• **What the task requires**
Reproduce the listing word for word, leaving every picture behind.

***** Data segment *****

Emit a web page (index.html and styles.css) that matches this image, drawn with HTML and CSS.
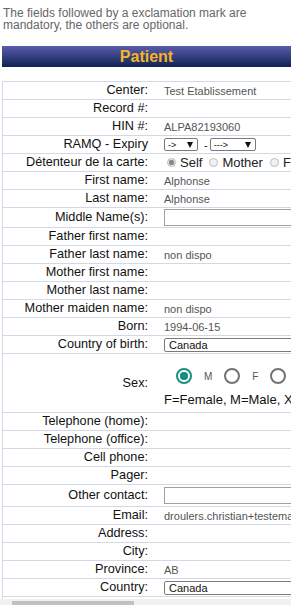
FILE: index.html
```html
<!DOCTYPE html>
<html lang="en">
<head>
    <meta charset="UTF-8">
    <meta name="viewport" content="width=device-width, initial-scale=1.0">
    <title>Patient</title>
    <link rel="stylesheet" href="styles.css">
</head>
<body>
    <p class="intro">The fields followed by a exclamation mark are mandatory, the others are optional.</p>

    <div class="section-title">Patient</div>

    <table class="patient-form">
        <tr><td class="label">Center:</td><td class="value">Test Etablissement</td></tr>
        <tr><td class="label">Record #:</td><td class="value"></td></tr>
        <tr><td class="label">HIN #:</td><td class="value">ALPA82193060</td></tr>
        <tr>
            <td class="label">RAMQ - Expiry</td>
            <td class="value">
                <span class="pick pick-month"><span>-&gt;</span><span class="arrow"></span></span><span class="dash">-</span><span class="pick pick-year"><span>---&gt;</span><span class="arrow"></span></span>
            </td>
        </tr>
        <tr>
            <td class="label">Détenteur de la carte:</td>
            <td class="value">
                <div class="holder">
                    <span class="mini-radio checked"></span><span class="holder-text">Self</span>
                    <span class="mini-radio"></span><span class="holder-text">Mother</span>
                    <span class="mini-radio"></span><span class="holder-text">Father</span>
                </div>
            </td>
        </tr>
        <tr><td class="label">First name:</td><td class="value">Alphonse</td></tr>
        <tr><td class="label">Last name:</td><td class="value">Alphonse</td></tr>
        <tr class="field-row"><td class="label">Middle Name(s):</td><td class="value"><input type="text" class="text-field"></td></tr>
        <tr><td class="label">Father first name:</td><td class="value"></td></tr>
        <tr><td class="label">Father last name:</td><td class="value">non dispo</td></tr>
        <tr><td class="label">Mother first name:</td><td class="value"></td></tr>
        <tr><td class="label">Mother last name:</td><td class="value"></td></tr>
        <tr><td class="label">Mother maiden name:</td><td class="value">non dispo</td></tr>
        <tr><td class="label">Born:</td><td class="value">1994-06-15</td></tr>
        <tr><td class="label">Country of birth:</td><td class="value"><span class="pick pick-wide">Canada</span></td></tr>
        <tr class="sex-row">
            <td class="label">Sex:</td>
            <td class="value">
                <div class="sex-options">
                    <span class="md-radio checked"></span><span class="sex-letter">M</span>
                    <span class="md-radio"></span><span class="sex-letter">F</span>
                    <span class="md-radio"></span><span class="sex-letter">X</span>
                </div>
                <div class="sex-legend">F=Female, M=Male, X=Undetermined</div>
            </td>
        </tr>
        <tr><td class="label">Telephone (home):</td><td class="value"></td></tr>
        <tr><td class="label">Telephone (office):</td><td class="value"></td></tr>
        <tr><td class="label">Cell phone:</td><td class="value"></td></tr>
        <tr><td class="label">Pager:</td><td class="value"></td></tr>
        <tr class="field-row tall"><td class="label">Other contact:</td><td class="value"><input type="text" class="text-field"></td></tr>
        <tr><td class="label">Email:</td><td class="value">droulers.christian+testemail@gmail.com</td></tr>
        <tr><td class="label">Address:</td><td class="value"></td></tr>
        <tr><td class="label">City:</td><td class="value"></td></tr>
        <tr><td class="label">Province:</td><td class="value">AB</td></tr>
        <tr><td class="label">Country:</td><td class="value"><span class="pick pick-wide">Canada</span></td></tr>
        <tr><td class="label">Postal Code:</td><td class="value"></td></tr>
        <tr><td class="label">Language:</td><td class="value">English</td></tr>
    </table>

    <div class="hscroll"><div class="hscroll-thumb"></div></div>
</body>
</html>
```

FILE: styles.css
```css
html, body {
    overflow: hidden;
}

body {
    margin: 0;
    font-family: 'Liberation Sans', Arial, sans-serif;
    color: #111;
}

.intro {
    margin: 7px 3px 0;
    font-size: 12px;
    line-height: 12px;
    color: #666;
}

.section-title {
    margin: 15px 0 0 2px;
    height: 21px;
    line-height: 21px;
    text-align: center;
    font-size: 16px;
    font-weight: bold;
    color: #f5b523;
    background: linear-gradient(#5a5aad, #0e2453);
}

.patient-form {
    margin: 14px 0 0 2px;
    width: 560px;
    border-collapse: collapse;
    border-top: 1px solid #d3d8e9;
    border-left: 1px solid #d3d8e9;
}

.patient-form td {
    height: 17px;
    padding: 0;
    border-bottom: 1px solid #d3d8e9;
    vertical-align: middle;
    white-space: nowrap;
}

.patient-form td.label {
    width: 145px;
    padding-right: 7px;
    text-align: right;
    font-size: 12.7px;
    line-height: 17px;
    color: #111;
}

.patient-form td.value {
    padding-left: 9px;
    font-size: 11px;
    color: #555;
}

.field-row td.value {
    padding-top: 1px;
    padding-bottom: 1px;
}

.field-row.tall td.value {
    padding-top: 2px;
    padding-bottom: 2px;
}

.text-field {
    display: block;
    width: 220px;
    height: 17px;
    box-sizing: border-box;
    margin: 0;
    padding: 0 3px;
    border: 1px solid #a0a0a0;
    background: white;
}

/* faux selects */
.pick {
    display: inline-flex;
    align-items: center;
    justify-content: space-between;
    box-sizing: border-box;
    height: 13px;
    padding: 0 4px 0 3px;
    border: 1px solid #7a7a7a;
    border-radius: 2px;
    background: white;
    font-size: 9px;
    color: #111;
    vertical-align: middle;
}

.pick-month {
    width: 34px;
}

.pick-year {
    width: 46px;
}

.pick-wide {
    width: 220px;
    height: 14px;
    font-size: 11px;
    padding-left: 4px;
}

.arrow {
    width: 0;
    height: 0;
    border-left: 3px solid transparent;
    border-right: 3px solid transparent;
    border-top: 6px solid #111;
}

.dash {
    display: inline-block;
    margin: 0 2px 0 6px;
    font-size: 11px;
    color: #111;
    vertical-align: middle;
}

/* card holder radios */
.holder {
    display: flex;
    align-items: center;
    font-size: 13px;
    color: #222;
}

.mini-radio {
    width: 9px;
    height: 9px;
    box-sizing: border-box;
    margin: 0 4px 0 7px;
    border: 1px solid #bdbdbd;
    border-radius: 50%;
    background: #f0f0f0;
    flex-shrink: 0;
}

.mini-radio:first-child {
    margin-left: 3px;
}

.mini-radio.checked {
    background: radial-gradient(circle, #8a8a8a 0 2.5px, #e6e6e6 3px);
}

/* sex row */
.sex-row td.value {
    padding-top: 12px;
    padding-bottom: 4px;
}

.sex-options {
    display: flex;
    align-items: center;
    height: 20px;
    padding-left: 12px;
}

.md-radio {
    width: 16px;
    height: 16px;
    box-sizing: border-box;
    border: 2px solid #737373;
    border-radius: 50%;
    flex-shrink: 0;
}

.md-radio.checked {
    border-color: #1a8e7f;
    background: radial-gradient(circle, #1a8e7f 0 4px, transparent 4.5px);
}

.sex-letter {
    margin: 0 12px;
    font-size: 10px;
    color: #555;
}

.sex-legend {
    margin-top: 6px;
    font-size: 13px;
    line-height: 16px;
    color: #111;
}

.hscroll {
    position: fixed;
    left: 0;
    right: 0;
    bottom: 0;
    height: 6px;
    background: #f1f1f1;
}

.hscroll-thumb {
    position: absolute;
    left: 12px;
    top: 2px;
    width: 122px;
    height: 4px;
    background: #c1c1c1;
}
```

*****

• **Task answer**
Emit a web page (index.html and styles.css) that matches this image, drawn with HTML and CSS.
FILE: index.html
```html
<!DOCTYPE html>
<html lang="en">
<head>
    <meta charset="UTF-8">
    <meta name="viewport" content="width=device-width, initial-scale=1.0">
    <title>Patient</title>
    <link rel="stylesheet" href="styles.css">
</head>
<body>
    <p class="intro">The fields followed by a exclamation mark are mandatory, the others are optional.</p>

    <div class="section-title">Patient</div>

    <table class="patient-form">
        <tr><td class="label">Center:</td><td class="value">Test Etablissement</td></tr>
        <tr><td class="label">Record #:</td><td class="value"></td></tr>
        <tr><td class="label">HIN #:</td><td class="value">ALPA82193060</td></tr>
        <tr>
            <td class="label">RAMQ - Expiry</td>
            <td class="value">
                <span class="pick pick-month"><span>-&gt;</span><span class="arrow"></span></span><span class="dash">-</span><span class="pick pick-year"><span>---&gt;</span><span class="arrow"></span></span>
            </td>
        </tr>
        <tr>
            <td class="label">Détenteur de la carte:</td>
            <td class="value">
                <div class="holder">
                    <span class="mini-radio checked"></span><span class="holder-text">Self</span>
                    <span class="mini-radio"></span><span class="holder-text">Mother</span>
                    <span class="mini-radio"></span><span class="holder-text">Father</span>
                </div>
            </td>
        </tr>
        <tr><td class="label">First name:</td><td class="value">Alphonse</td></tr>
        <tr><td class="label">Last name:</td><td class="value">Alphonse</td></tr>
        <tr class="field-row"><td class="label">Middle Name(s):</td><td class="value"><input type="text" class="text-field"></td></tr>
        <tr><td class="label">Father first name:</td><td class="value"></td></tr>
        <tr><td class="label">Father last name:</td><td class="value">non dispo</td></tr>
        <tr><td class="label">Mother first name:</td><td class="value"></td></tr>
        <tr><td class="label">Mother last name:</td><td class="value"></td></tr>
        <tr><td class="label">Mother maiden name:</td><td class="value">non dispo</td></tr>
        <tr><td class="label">Born:</td><td class="value">1994-06-15</td></tr>
        <tr><td class="label">Country of birth:</td><td class="value"><span class="pick pick-wide">Canada</span></td></tr>
        <tr class="sex-row">
            <td class="label">Sex:</td>
            <td class="value">
                <div class="sex-options">
                    <span class="md-radio checked"></span><span class="sex-letter">M</span>
                    <span class="md-radio"></span><span class="sex-letter">F</span>
                    <span class="md-radio"></span><span class="sex-letter">X</span>
                </div>
                <div class="sex-legend">F=Female, M=Male, X=Undetermined</div>
            </td>
        </tr>
        <tr><td class="label">Telephone (home):</td><td class="value"></td></tr>
        <tr><td class="label">Telephone (office):</td><td class="value"></td></tr>
        <tr><td class="label">Cell phone:</td><td class="value"></td></tr>
        <tr><td class="label">Pager:</td><td class="value"></td></tr>
        <tr class="field-row tall"><td class="label">Other contact:</td><td class="value"><input type="text" class="text-field"></td></tr>
        <tr><td class="label">Email:</td><td class="value">droulers.christian+testemail@gmail.com</td></tr>
        <tr><td class="label">Address:</td><td class="value"></td></tr>
        <tr><td class="label">City:</td><td class="value"></td></tr>
        <tr><td class="label">Province:</td><td class="value">AB</td></tr>
        <tr><td class="label">Country:</td><td class="value"><span class="pick pick-wide">Canada</span></td></tr>
        <tr><td class="label">Postal Code:</td><td class="value"></td></tr>
        <tr><td class="label">Language:</td><td class="value">English</td></tr>
    </table>

    <div class="hscroll"><div class="hscroll-thumb"></div></div>
</body>
</html>
```

FILE: styles.css
```css
html, body {
    overflow: hidden;
}

body {
    margin: 0;
    font-family: 'Liberation Sans', Arial, sans-serif;
    color: #111;
}

.intro {
    margin: 7px 3px 0;
    font-size: 12px;
    line-height: 12px;
    color: #666;
}

.section-title {
    margin: 15px 0 0 2px;
    height: 21px;
    line-height: 21px;
    text-align: center;
    font-size: 16px;
    font-weight: bold;
    color: #f5b523;
    background: linear-gradient(#5a5aad, #0e2453);
}

.patient-form {
    margin: 14px 0 0 2px;
    width: 560px;
    border-collapse: collapse;
    border-top: 1px solid #d3d8e9;
    border-left: 1px solid #d3d8e9;
}

.patient-form td {
    height: 17px;
    padding: 0;
    border-bottom: 1px solid #d3d8e9;
    vertical-align: middle;
    white-space: nowrap;
}

.patient-form td.label {
    width: 145px;
    padding-right: 7px;
    text-align: right;
    font-size: 12.7px;
    line-height: 17px;
    color: #111;
}

.patient-form td.value {
    padding-left: 9px;
    font-size: 11px;
    color: #555;
}

.field-row td.value {
    padding-top: 1px;
    padding-bottom: 1px;
}

.field-row.tall td.value {
    padding-top: 2px;
    padding-bottom: 2px;
}

.text-field {
    display: block;
    width: 220px;
    height: 17px;
    box-sizing: border-box;
    margin: 0;
    padding: 0 3px;
    border: 1px solid #a0a0a0;
    background: white;
}

/* faux selects */
.pick {
    display: inline-flex;
    align-items: center;
    justify-content: space-between;
    box-sizing: border-box;
    height: 13px;
    padding: 0 4px 0 3px;
    border: 1px solid #7a7a7a;
    border-radius: 2px;
    background: white;
    font-size: 9px;
    color: #111;
    vertical-align: middle;
}

.pick-month {
    width: 34px;
}

.pick-year {
    width: 46px;
}

.pick-wide {
    width: 220px;
    height: 14px;
    font-size: 11px;
    padding-left: 4px;
}

.arrow {
    width: 0;
    height: 0;
    border-left: 3px solid transparent;
    border-right: 3px solid transparent;
    border-top: 6px solid #111;
}

.dash {
    display: inline-block;
    margin: 0 2px 0 6px;
    font-size: 11px;
    color: #111;
    vertical-align: middle;
}

/* card holder radios */
.holder {
    display: flex;
    align-items: center;
    font-size: 13px;
    color: #222;
}

.mini-radio {
    width: 9px;
    height: 9px;
    box-sizing: border-box;
    margin: 0 4px 0 7px;
    border: 1px solid #bdbdbd;
    border-radius: 50%;
    background: #f0f0f0;
    flex-shrink: 0;
}

.mini-radio:first-child {
    margin-left: 3px;
}

.mini-radio.checked {
    background: radial-gradient(circle, #8a8a8a 0 2.5px, #e6e6e6 3px);
}

/* sex row */
.sex-row td.value {
    padding-top: 12px;
    padding-bottom: 4px;
}

.sex-options {
    display: flex;
    align-items: center;
    height: 20px;
    padding-left: 12px;
}

.md-radio {
    width: 16px;
    height: 16px;
    box-sizing: border-box;
    border: 2px solid #737373;
    border-radius: 50%;
    flex-shrink: 0;
}

.md-radio.checked {
    border-color: #1a8e7f;
    background: radial-gradient(circle, #1a8e7f 0 4px, transparent 4.5px);
}

.sex-letter {
    margin: 0 12px;
    font-size: 10px;
    color: #555;
}

.sex-legend {
    margin-top: 6px;
    font-size: 13px;
    line-height: 16px;
    color: #111;
}

.hscroll {
    position: fixed;
    left: 0;
    right: 0;
    bottom: 0;
    height: 6px;
    background: #f1f1f1;
}

.hscroll-thumb {
    position: absolute;
    left: 12px;
    top: 2px;
    width: 122px;
    height: 4px;
    background: #c1c1c1;
}
```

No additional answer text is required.